There was a few minutes’ wait and, at 9.47am, Lee was pronounced dead. The curtains were opened for the witnesses to view the deceased.

The ashes of Aileen Wuornos were scattered at a secret location in Fostoria, Tuscola County, Michigan.

CHAPTER SIXTEEN

THE MOVIE

I BELIEVE SHE [TYRIA] IS INVOLVED WITH MILLIONS OF DOLLARS OF BOOKS AND MOVIES AND SHE DOESN’T WANT MY ACQUITTAL BECAUSE, IF I GET CONVICTED, SHE GETS THE MONEY AND SO DOES MR HORZEPA, MUNSTER AND A LOT OF YOU OTHER DETECTIVES AND POLICE OFFICERS THAT ARE INVOLVED IN THIS AND ALSO THAT SHE IS CONCERNED ABOUT HER FAMILY, SHE LOVES HER FAMILY… SHE’S ACTING LIKE SHE DOESN’T KNOW ANYTHING… I GOT 289 LIES IN HER DEPOSITION… WHY IS SHE LYING SO MUCH? SHE’S AFRAID TO TELL ANYTHING, SHE’S EVEN AFRAID TO SAY IT’S SELF-DEFENCE.

I hold the documentary-maker Nick Broomfield in very high regard. He made his name with two critically acclaimed films, one on the suicide of rock singer Kurt Cobain, the other on the murders of rap stars Tupac Shakur and Biggie Smalls. Nick was drawn to the Wuornos story because of the level of ‘demonisation’ that was washing over her, and the headlong rush to wrap up the movie rights before she had been charged and before questions had been asked about how she could so casually turn into America’s first female serial killer.
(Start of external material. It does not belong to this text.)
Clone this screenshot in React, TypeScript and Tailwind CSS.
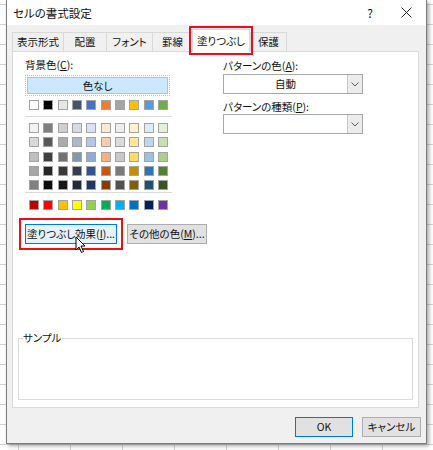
import React from 'react';

const themeTop = ['#FFFFFF', '#000000', '#E7E6E6', '#44546A', '#4472C4', '#ED7D31', '#A5A5A5', '#FFC000', '#5B9BD5', '#70AD47'];

const themeShades: string[][] = [
    ['#F2F2F2', '#7F7F7F', '#D0CECE', '#D6DCE4', '#D9E1F2', '#FCE4D6', '#EDEDED', '#FFF2CC', '#DDEBF7', '#E2EFDA'],
    ['#D9D9D9', '#595959', '#AEAAAA', '#ADB9CA', '#B4C6E7', '#F8CBAD', '#DBDBDB', '#FFE699', '#BDD7EE', '#C6E0B4'],
    ['#BFBFBF', '#404040', '#757171', '#8497B0', '#8EA9DB', '#F4B084', '#C9C9C9', '#FFD966', '#9BC2E6', '#A9D08E'],
    ['#A6A6A6', '#262626', '#3A3838', '#333F4F', '#305496', '#C65911', '#7B7B7B', '#BF8F00', '#2F75B5', '#548235'],
    ['#808080', '#0D0D0D', '#171616', '#222A35', '#203764', '#833C0B', '#525252', '#806000', '#1F4E78', '#375623'],
];

const standard = ['#C00000', '#FF0000', '#FFC000', '#FFFF00', '#92D050', '#00B050', '#00B0F0', '#0070C0', '#002060', '#7030A0'];

const tabs = [
    { label: '表示形式', w: 'w-[51px]' },
    { label: '配置', w: 'w-[43px]' },
    { label: 'フォント', w: 'w-[46px]' },
    { label: '罫線', w: 'w-[40px]' },
    { label: '塗りつぶし', w: 'w-[58px]', active: true },
    { label: '保護', w: 'w-[37px]' },
];

const SwatchRow = ({ colors }: { colors: string[] }) => (
    <div className="flex gap-x-[4.33px] ml-[4px]">
        {colors.map((c, i) => (
            <div key={i} className="w-[10px] h-[10px] border border-[#a3a3a3]" style={{ backgroundColor: c }} />
        ))}
    </div>
);

const Chevron = () => (
    <svg width="8" height="5" viewBox="0 0 8 5">
        <polyline points="0.5,0.5 4,4 7.5,0.5" fill="none" stroke="#5a5a5a" strokeWidth="1" />
    </svg>
);

const Dropdown = ({ value }: { value?: string }) => (
    <div className="flex h-[20px] w-[140px] border border-[#a9a9a9] bg-white">
        <div className="flex-1 flex items-center justify-center">{value}</div>
        <div className="w-[15px] border-l border-[#c8c8c8] bg-[#ececec] flex items-center justify-center">
            <Chevron />
        </div>
    </div>
);

export default function App() {
    return (
        <div className="relative w-[433px] h-[450px] overflow-hidden bg-white bg-[linear-gradient(to_right,#d4d4d4_1px,transparent_1px),linear-gradient(to_bottom,#d4d4d4_1px,transparent_1px)] bg-[size:52px_20px] bg-[position:18px_4px] font-['Noto_Sans_CJK_JP',sans-serif] text-[10.5px] leading-[14px] text-[#111] [font-feature-settings:'palt']">
            <div className="ml-[6px] w-[421px] h-[444px] flex flex-col border-x border-b border-[#7c7c7c] bg-[#f0f0f0] shadow-[2px_2px_4px_rgba(0,0,0,0.35)]">
                {/* title bar */}
                <div className="h-[25px] bg-white flex items-center pl-[6px] shrink-0">
                    <span className="text-[11.5px]">セルの書式設定</span>
                    <span className="ml-auto mr-[28px] text-[12px]">?</span>
                    <svg width="11" height="11" viewBox="0 0 11 11" className="mr-[14px]">
                        <path d="M0.5 0.5 L10.5 10.5 M10.5 0.5 L0.5 10.5" stroke="#222" strokeWidth="1" />
                    </svg>
                </div>

                <div className="flex-1 flex flex-col px-[5px]">
                    {/* tabs */}
                    <div className="h-[26px] flex items-end shrink-0">
                        {tabs.map((t) =>
                            t.active ? (
                                <div
                                    key={t.label}
                                    className={`${t.w} h-[23px] -mb-px relative z-10 bg-white border-x border-t border-[#d9d9d9] flex items-center justify-center outline-2 outline-offset-[1px] outline-[#e8111b]`}
                                >
                                    {t.label}
                                </div>
                            ) : (
                                <div
                                    key={t.label}
                                    className={`${t.w} h-[19px] bg-[#f0f0f0] border-t border-l border-[#d9d9d9] last:border-r flex items-center justify-center`}
                                >
                                    {t.label}
                                </div>
                            )
                        )}
                    </div>

                    {/* panel */}
                    <div className="w-[407px] h-[357px] bg-white border border-[#d9d9d9] flex flex-col shrink-0">
                        <div className="flex pl-[12px]">
                            <div className="w-[198px] flex flex-col">
                                <div className="mt-[6px] h-[14px]">背景色(<span className="underline">C</span>):</div>
                                <div className="mt-[5px] ml-[2px] w-[141px] h-[17px] bg-[#cce8ff] border border-[#99c9ef] flex items-center justify-center outline outline-1 outline-dotted outline-offset-[1px] outline-[#9ccbee]">
                                    色なし
                                </div>
                                <div className="mt-[6px]">
                                    <SwatchRow colors={themeTop} />
                                </div>
                                <div className="mt-[6px] w-[147px] h-px bg-[#dadada]" />
                                <div className="mt-[6px] flex flex-col gap-y-[4.33px]">
                                    {themeShades.map((row, i) => (
                                        <SwatchRow key={i} colors={row} />
                                    ))}
                                </div>
                                <div className="mt-[2px] w-[147px] h-px bg-[#dadada]" />
                                <div className="mt-[7px]">
                                    <SwatchRow colors={standard} />
                                </div>
                                <div className="mt-[14px] flex gap-[10px]">
                                    <div className="w-[92px] h-[20px] bg-[#e5f1fb] border border-[#0078d7] flex items-center justify-center outline-2 outline-offset-[4px] outline-[#e8111b]">
                                        塗りつぶし効果(<span className="underline">I</span>)...
                                    </div>
                                    <div className="w-[80px] h-[20px] bg-[#e1e1e1] border border-[#adadad] flex items-center justify-center">
                                        その他の色(<span className="underline">M</span>)...
                                    </div>
                                </div>
                            </div>
                            <div className="flex flex-col">
                                <div className="mt-[7px] h-[14px]">パターンの色(<span className="underline">A</span>):</div>
                                <div className="mt-px">
                                    <Dropdown value="自動" />
                                </div>
                                <div className="mt-[6px] h-[14px]">パターンの種類(<span className="underline">P</span>):</div>
                                <Dropdown />
                            </div>
                        </div>

                        {/* sample group */}
                        <div className="mt-auto mb-[7px] mx-[5px] h-[62px] border border-[#dcdcdc] relative">
                            <span className="absolute -top-[8px] left-[4px] bg-white pr-[1px]">サンプル</span>
                        </div>
                    </div>

                    {/* footer */}
                    <div className="flex justify-end gap-[9px] mt-[9px]">
                        <div className="w-[58px] h-[20px] bg-[#e1e1e1] border border-[#0078d7] flex items-center justify-center">OK</div>
                        <div className="w-[59px] h-[20px] bg-[#e1e1e1] border border-[#adadad] flex items-center justify-center">キャンセル</div>
                    </div>
                </div>
            </div>

            {/* mouse pointer */}
            <svg width="12" height="18" viewBox="0 0 12 18" className="absolute left-[75px] top-[236px]">
                <path d="M1 1 L1 14 L4 11 L6.5 16.5 L8.5 15.5 L6 10 L10 10 Z" fill="#fff" stroke="#000" strokeWidth="1" strokeLinejoin="round" />
            </svg>
        </div>
    );
}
In a three-page feature for the Sunday Express magazine, 28 March 2004, Nick wrote, ‘The police and lawyers were interested in money. The first phone call I made to her lawyer for an interview I was told, “Yes – for $25,000.” I was astonished.’

The idea of a movie about Lee Wuornos was first mooted by Jacqueline Giroux, a beautiful, blonde Hollywood starlet. Jackie had begun her production company, the aptly named Twisted Productions, in Studio City in 1985. Her CV at the time showed that she had produced a handful of movies, some of which she had penned herself, and she was particularly interested in women’s stories.